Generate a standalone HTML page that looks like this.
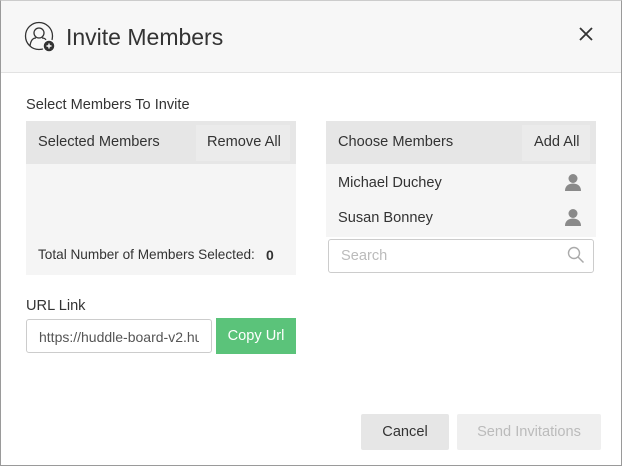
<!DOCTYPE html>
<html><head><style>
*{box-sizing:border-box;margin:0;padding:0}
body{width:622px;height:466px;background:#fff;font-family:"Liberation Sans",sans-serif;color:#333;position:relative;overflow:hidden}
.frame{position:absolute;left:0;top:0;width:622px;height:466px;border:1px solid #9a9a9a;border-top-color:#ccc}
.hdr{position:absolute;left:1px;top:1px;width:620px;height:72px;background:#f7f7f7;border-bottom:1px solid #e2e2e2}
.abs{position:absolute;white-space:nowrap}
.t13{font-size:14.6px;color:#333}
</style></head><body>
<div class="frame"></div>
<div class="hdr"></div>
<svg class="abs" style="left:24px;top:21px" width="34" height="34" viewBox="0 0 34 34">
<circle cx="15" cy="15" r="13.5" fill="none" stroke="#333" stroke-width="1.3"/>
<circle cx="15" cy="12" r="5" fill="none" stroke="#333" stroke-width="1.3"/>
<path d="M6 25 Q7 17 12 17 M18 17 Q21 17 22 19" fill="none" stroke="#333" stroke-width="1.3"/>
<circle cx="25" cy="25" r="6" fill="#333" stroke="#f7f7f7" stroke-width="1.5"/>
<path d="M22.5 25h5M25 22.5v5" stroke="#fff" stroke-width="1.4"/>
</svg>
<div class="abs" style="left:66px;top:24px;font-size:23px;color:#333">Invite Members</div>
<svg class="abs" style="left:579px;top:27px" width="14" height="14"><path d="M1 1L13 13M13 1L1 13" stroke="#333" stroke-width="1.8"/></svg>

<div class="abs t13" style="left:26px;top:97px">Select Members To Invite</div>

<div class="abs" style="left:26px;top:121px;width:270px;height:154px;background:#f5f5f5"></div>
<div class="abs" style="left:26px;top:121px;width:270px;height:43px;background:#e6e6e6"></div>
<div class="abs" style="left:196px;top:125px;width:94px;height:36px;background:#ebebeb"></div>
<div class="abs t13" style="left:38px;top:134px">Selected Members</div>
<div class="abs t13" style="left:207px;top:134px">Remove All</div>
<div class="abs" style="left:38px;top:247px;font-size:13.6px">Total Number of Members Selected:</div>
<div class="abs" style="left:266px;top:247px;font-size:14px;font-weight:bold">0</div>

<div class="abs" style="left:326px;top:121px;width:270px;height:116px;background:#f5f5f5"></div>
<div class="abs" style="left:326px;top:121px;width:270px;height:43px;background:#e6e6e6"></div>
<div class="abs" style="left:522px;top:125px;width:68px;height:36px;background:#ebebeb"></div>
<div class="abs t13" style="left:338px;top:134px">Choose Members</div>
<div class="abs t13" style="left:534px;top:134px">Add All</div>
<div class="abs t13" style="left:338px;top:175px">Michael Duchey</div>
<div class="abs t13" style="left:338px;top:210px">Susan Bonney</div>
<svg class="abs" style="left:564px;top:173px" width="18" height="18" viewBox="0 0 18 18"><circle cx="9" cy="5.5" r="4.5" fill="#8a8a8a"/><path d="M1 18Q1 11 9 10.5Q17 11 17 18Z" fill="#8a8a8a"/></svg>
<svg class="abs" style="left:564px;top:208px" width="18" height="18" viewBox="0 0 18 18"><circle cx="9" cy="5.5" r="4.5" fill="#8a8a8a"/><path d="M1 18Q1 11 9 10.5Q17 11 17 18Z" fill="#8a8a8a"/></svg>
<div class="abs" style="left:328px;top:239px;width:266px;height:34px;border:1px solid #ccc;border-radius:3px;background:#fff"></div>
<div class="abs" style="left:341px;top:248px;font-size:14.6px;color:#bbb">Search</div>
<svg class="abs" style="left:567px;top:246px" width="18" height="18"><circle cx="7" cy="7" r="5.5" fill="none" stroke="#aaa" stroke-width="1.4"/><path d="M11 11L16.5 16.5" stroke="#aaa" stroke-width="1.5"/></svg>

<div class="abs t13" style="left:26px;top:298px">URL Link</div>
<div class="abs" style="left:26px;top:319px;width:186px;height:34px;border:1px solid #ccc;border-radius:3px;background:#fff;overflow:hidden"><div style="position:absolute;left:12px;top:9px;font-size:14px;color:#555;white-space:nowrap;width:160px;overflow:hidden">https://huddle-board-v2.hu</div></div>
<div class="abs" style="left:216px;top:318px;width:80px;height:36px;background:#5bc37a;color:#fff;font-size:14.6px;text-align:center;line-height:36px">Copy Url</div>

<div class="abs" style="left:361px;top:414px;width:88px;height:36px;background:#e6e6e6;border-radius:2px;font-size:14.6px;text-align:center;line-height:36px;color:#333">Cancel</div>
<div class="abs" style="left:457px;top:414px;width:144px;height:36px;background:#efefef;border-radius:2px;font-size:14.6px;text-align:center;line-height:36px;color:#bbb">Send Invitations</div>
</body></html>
====================
Repeat the lines above exactly, and keep every picture out.

WRITTEN RESPONSE:
Generate a standalone HTML page that looks like this.
<!DOCTYPE html>
<html><head><style>
*{box-sizing:border-box;margin:0;padding:0}
body{width:622px;height:466px;background:#fff;font-family:"Liberation Sans",sans-serif;color:#333;position:relative;overflow:hidden}
.frame{position:absolute;left:0;top:0;width:622px;height:466px;border:1px solid #9a9a9a;border-top-color:#ccc}
.hdr{position:absolute;left:1px;top:1px;width:620px;height:72px;background:#f7f7f7;border-bottom:1px solid #e2e2e2}
.abs{position:absolute;white-space:nowrap}
.t13{font-size:14.6px;color:#333}
</style></head><body>
<div class="frame"></div>
<div class="hdr"></div>
<svg class="abs" style="left:24px;top:21px" width="34" height="34" viewBox="0 0 34 34">
<circle cx="15" cy="15" r="13.5" fill="none" stroke="#333" stroke-width="1.3"/>
<circle cx="15" cy="12" r="5" fill="none" stroke="#333" stroke-width="1.3"/>
<path d="M6 25 Q7 17 12 17 M18 17 Q21 17 22 19" fill="none" stroke="#333" stroke-width="1.3"/>
<circle cx="25" cy="25" r="6" fill="#333" stroke="#f7f7f7" stroke-width="1.5"/>
<path d="M22.5 25h5M25 22.5v5" stroke="#fff" stroke-width="1.4"/>
</svg>
<div class="abs" style="left:66px;top:24px;font-size:23px;color:#333">Invite Members</div>
<svg class="abs" style="left:579px;top:27px" width="14" height="14"><path d="M1 1L13 13M13 1L1 13" stroke="#333" stroke-width="1.8"/></svg>

<div class="abs t13" style="left:26px;top:97px">Select Members To Invite</div>

<div class="abs" style="left:26px;top:121px;width:270px;height:154px;background:#f5f5f5"></div>
<div class="abs" style="left:26px;top:121px;width:270px;height:43px;background:#e6e6e6"></div>
<div class="abs" style="left:196px;top:125px;width:94px;height:36px;background:#ebebeb"></div>
<div class="abs t13" style="left:38px;top:134px">Selected Members</div>
<div class="abs t13" style="left:207px;top:134px">Remove All</div>
<div class="abs" style="left:38px;top:247px;font-size:13.6px">Total Number of Members Selected:</div>
<div class="abs" style="left:266px;top:247px;font-size:14px;font-weight:bold">0</div>

<div class="abs" style="left:326px;top:121px;width:270px;height:116px;background:#f5f5f5"></div>
<div class="abs" style="left:326px;top:121px;width:270px;height:43px;background:#e6e6e6"></div>
<div class="abs" style="left:522px;top:125px;width:68px;height:36px;background:#ebebeb"></div>
<div class="abs t13" style="left:338px;top:134px">Choose Members</div>
<div class="abs t13" style="left:534px;top:134px">Add All</div>
<div class="abs t13" style="left:338px;top:175px">Michael Duchey</div>
<div class="abs t13" style="left:338px;top:210px">Susan Bonney</div>
<svg class="abs" style="left:564px;top:173px" width="18" height="18" viewBox="0 0 18 18"><circle cx="9" cy="5.5" r="4.5" fill="#8a8a8a"/><path d="M1 18Q1 11 9 10.5Q17 11 17 18Z" fill="#8a8a8a"/></svg>
<svg class="abs" style="left:564px;top:208px" width="18" height="18" viewBox="0 0 18 18"><circle cx="9" cy="5.5" r="4.5" fill="#8a8a8a"/><path d="M1 18Q1 11 9 10.5Q17 11 17 18Z" fill="#8a8a8a"/></svg>
<div class="abs" style="left:328px;top:239px;width:266px;height:34px;border:1px solid #ccc;border-radius:3px;background:#fff"></div>
<div class="abs" style="left:341px;top:248px;font-size:14.6px;color:#bbb">Search</div>
<svg class="abs" style="left:567px;top:246px" width="18" height="18"><circle cx="7" cy="7" r="5.5" fill="none" stroke="#aaa" stroke-width="1.4"/><path d="M11 11L16.5 16.5" stroke="#aaa" stroke-width="1.5"/></svg>

<div class="abs t13" style="left:26px;top:298px">URL Link</div>
<div class="abs" style="left:26px;top:319px;width:186px;height:34px;border:1px solid #ccc;border-radius:3px;background:#fff;overflow:hidden"><div style="position:absolute;left:12px;top:9px;font-size:14px;color:#555;white-space:nowrap;width:160px;overflow:hidden">https://huddle-board-v2.hu</div></div>
<div class="abs" style="left:216px;top:318px;width:80px;height:36px;background:#5bc37a;color:#fff;font-size:14.6px;text-align:center;line-height:36px">Copy Url</div>

<div class="abs" style="left:361px;top:414px;width:88px;height:36px;background:#e6e6e6;border-radius:2px;font-size:14.6px;text-align:center;line-height:36px;color:#333">Cancel</div>
<div class="abs" style="left:457px;top:414px;width:144px;height:36px;background:#efefef;border-radius:2px;font-size:14.6px;text-align:center;line-height:36px;color:#bbb">Send Invitations</div>
</body></html>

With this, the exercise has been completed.